(Dataset section)
....
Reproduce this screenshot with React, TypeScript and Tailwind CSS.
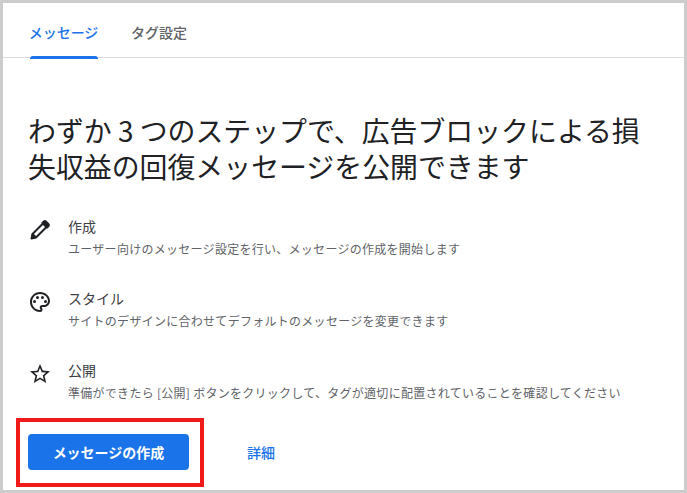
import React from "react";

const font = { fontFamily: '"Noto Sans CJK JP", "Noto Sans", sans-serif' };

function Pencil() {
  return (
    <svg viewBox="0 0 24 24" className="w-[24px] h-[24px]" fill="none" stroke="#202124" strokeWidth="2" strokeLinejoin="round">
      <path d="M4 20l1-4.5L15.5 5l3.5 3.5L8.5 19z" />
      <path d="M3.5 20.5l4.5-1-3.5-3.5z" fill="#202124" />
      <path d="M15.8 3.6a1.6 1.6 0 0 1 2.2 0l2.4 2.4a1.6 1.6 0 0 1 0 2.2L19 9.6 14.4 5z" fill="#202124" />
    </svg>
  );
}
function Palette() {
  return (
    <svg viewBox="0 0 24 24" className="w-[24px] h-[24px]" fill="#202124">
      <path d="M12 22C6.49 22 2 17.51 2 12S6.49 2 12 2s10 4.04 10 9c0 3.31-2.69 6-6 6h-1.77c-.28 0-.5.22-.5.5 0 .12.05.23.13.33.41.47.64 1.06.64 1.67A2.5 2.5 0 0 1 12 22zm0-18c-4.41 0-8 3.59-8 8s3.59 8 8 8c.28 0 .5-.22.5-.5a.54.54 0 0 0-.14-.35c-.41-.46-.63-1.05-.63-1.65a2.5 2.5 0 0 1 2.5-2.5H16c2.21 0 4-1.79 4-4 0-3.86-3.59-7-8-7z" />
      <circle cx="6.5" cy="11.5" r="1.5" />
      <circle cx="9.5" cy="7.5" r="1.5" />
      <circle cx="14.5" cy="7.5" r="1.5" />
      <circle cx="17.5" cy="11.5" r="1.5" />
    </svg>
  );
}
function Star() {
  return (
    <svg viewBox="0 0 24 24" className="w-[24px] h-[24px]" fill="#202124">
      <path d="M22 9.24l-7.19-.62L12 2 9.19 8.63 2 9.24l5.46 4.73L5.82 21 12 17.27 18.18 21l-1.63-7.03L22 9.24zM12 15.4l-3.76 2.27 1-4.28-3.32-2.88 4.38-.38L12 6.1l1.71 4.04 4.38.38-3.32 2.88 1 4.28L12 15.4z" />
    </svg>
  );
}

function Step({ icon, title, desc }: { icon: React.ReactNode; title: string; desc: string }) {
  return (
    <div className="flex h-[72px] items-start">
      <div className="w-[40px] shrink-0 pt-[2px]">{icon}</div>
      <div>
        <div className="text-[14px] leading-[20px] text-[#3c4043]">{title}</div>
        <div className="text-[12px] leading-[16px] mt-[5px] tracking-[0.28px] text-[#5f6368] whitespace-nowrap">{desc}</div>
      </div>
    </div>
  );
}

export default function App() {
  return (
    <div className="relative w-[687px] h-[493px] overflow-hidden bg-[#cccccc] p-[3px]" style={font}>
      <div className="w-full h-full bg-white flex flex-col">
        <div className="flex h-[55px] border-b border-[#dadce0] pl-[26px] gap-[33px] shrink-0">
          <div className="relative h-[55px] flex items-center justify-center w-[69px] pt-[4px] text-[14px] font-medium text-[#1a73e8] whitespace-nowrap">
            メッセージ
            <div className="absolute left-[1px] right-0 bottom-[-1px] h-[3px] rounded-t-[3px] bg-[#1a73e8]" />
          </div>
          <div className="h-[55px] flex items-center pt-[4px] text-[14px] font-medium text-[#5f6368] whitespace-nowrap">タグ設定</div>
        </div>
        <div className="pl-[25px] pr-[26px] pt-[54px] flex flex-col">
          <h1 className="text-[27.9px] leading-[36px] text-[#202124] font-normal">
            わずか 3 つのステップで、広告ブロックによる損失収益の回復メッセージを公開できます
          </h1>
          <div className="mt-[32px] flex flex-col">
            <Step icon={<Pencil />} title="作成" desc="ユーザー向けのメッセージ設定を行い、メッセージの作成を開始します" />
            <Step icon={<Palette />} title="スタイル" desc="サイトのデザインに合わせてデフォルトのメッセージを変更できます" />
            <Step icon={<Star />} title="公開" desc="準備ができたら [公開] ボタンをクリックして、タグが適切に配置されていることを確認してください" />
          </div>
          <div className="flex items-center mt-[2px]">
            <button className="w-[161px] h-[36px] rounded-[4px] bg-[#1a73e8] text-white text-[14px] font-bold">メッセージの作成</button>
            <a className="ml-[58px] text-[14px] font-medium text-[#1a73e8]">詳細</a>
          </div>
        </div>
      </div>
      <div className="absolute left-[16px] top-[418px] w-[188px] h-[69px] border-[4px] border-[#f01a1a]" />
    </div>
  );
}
....
(Work required)
Copy the material exactly. Do not include the pictures.

(Written answer)
Reproduce this screenshot with React, TypeScript and Tailwind CSS.
import React from "react";

const font = { fontFamily: '"Noto Sans CJK JP", "Noto Sans", sans-serif' };

function Pencil() {
  return (
    <svg viewBox="0 0 24 24" className="w-[24px] h-[24px]" fill="none" stroke="#202124" strokeWidth="2" strokeLinejoin="round">
      <path d="M4 20l1-4.5L15.5 5l3.5 3.5L8.5 19z" />
      <path d="M3.5 20.5l4.5-1-3.5-3.5z" fill="#202124" />
      <path d="M15.8 3.6a1.6 1.6 0 0 1 2.2 0l2.4 2.4a1.6 1.6 0 0 1 0 2.2L19 9.6 14.4 5z" fill="#202124" />
    </svg>
  );
}
function Palette() {
  return (
    <svg viewBox="0 0 24 24" className="w-[24px] h-[24px]" fill="#202124">
      <path d="M12 22C6.49 22 2 17.51 2 12S6.49 2 12 2s10 4.04 10 9c0 3.31-2.69 6-6 6h-1.77c-.28 0-.5.22-.5.5 0 .12.05.23.13.33.41.47.64 1.06.64 1.67A2.5 2.5 0 0 1 12 22zm0-18c-4.41 0-8 3.59-8 8s3.59 8 8 8c.28 0 .5-.22.5-.5a.54.54 0 0 0-.14-.35c-.41-.46-.63-1.05-.63-1.65a2.5 2.5 0 0 1 2.5-2.5H16c2.21 0 4-1.79 4-4 0-3.86-3.59-7-8-7z" />
      <circle cx="6.5" cy="11.5" r="1.5" />
      <circle cx="9.5" cy="7.5" r="1.5" />
      <circle cx="14.5" cy="7.5" r="1.5" />
      <circle cx="17.5" cy="11.5" r="1.5" />
    </svg>
  );
}
function Star() {
  return (
    <svg viewBox="0 0 24 24" className="w-[24px] h-[24px]" fill="#202124">
      <path d="M22 9.24l-7.19-.62L12 2 9.19 8.63 2 9.24l5.46 4.73L5.82 21 12 17.27 18.18 21l-1.63-7.03L22 9.24zM12 15.4l-3.76 2.27 1-4.28-3.32-2.88 4.38-.38L12 6.1l1.71 4.04 4.38.38-3.32 2.88 1 4.28L12 15.4z" />
    </svg>
  );
}

function Step({ icon, title, desc }: { icon: React.ReactNode; title: string; desc: string }) {
  return (
    <div className="flex h-[72px] items-start">
      <div className="w-[40px] shrink-0 pt-[2px]">{icon}</div>
      <div>
        <div className="text-[14px] leading-[20px] text-[#3c4043]">{title}</div>
        <div className="text-[12px] leading-[16px] mt-[5px] tracking-[0.28px] text-[#5f6368] whitespace-nowrap">{desc}</div>
      </div>
    </div>
  );
}

export default function App() {
  return (
    <div className="relative w-[687px] h-[493px] overflow-hidden bg-[#cccccc] p-[3px]" style={font}>
      <div className="w-full h-full bg-white flex flex-col">
        <div className="flex h-[55px] border-b border-[#dadce0] pl-[26px] gap-[33px] shrink-0">
          <div className="relative h-[55px] flex items-center justify-center w-[69px] pt-[4px] text-[14px] font-medium text-[#1a73e8] whitespace-nowrap">
            メッセージ
            <div className="absolute left-[1px] right-0 bottom-[-1px] h-[3px] rounded-t-[3px] bg-[#1a73e8]" />
          </div>
          <div className="h-[55px] flex items-center pt-[4px] text-[14px] font-medium text-[#5f6368] whitespace-nowrap">タグ設定</div>
        </div>
        <div className="pl-[25px] pr-[26px] pt-[54px] flex flex-col">
          <h1 className="text-[27.9px] leading-[36px] text-[#202124] font-normal">
            わずか 3 つのステップで、広告ブロックによる損失収益の回復メッセージを公開できます
          </h1>
          <div className="mt-[32px] flex flex-col">
            <Step icon={<Pencil />} title="作成" desc="ユーザー向けのメッセージ設定を行い、メッセージの作成を開始します" />
            <Step icon={<Palette />} title="スタイル" desc="サイトのデザインに合わせてデフォルトのメッセージを変更できます" />
            <Step icon={<Star />} title="公開" desc="準備ができたら [公開] ボタンをクリックして、タグが適切に配置されていることを確認してください" />
          </div>
          <div className="flex items-center mt-[2px]">
            <button className="w-[161px] h-[36px] rounded-[4px] bg-[#1a73e8] text-white text-[14px] font-bold">メッセージの作成</button>
            <a className="ml-[58px] text-[14px] font-medium text-[#1a73e8]">詳細</a>
          </div>
        </div>
      </div>
      <div className="absolute left-[16px] top-[418px] w-[188px] h-[69px] border-[4px] border-[#f01a1a]" />
    </div>
  );
}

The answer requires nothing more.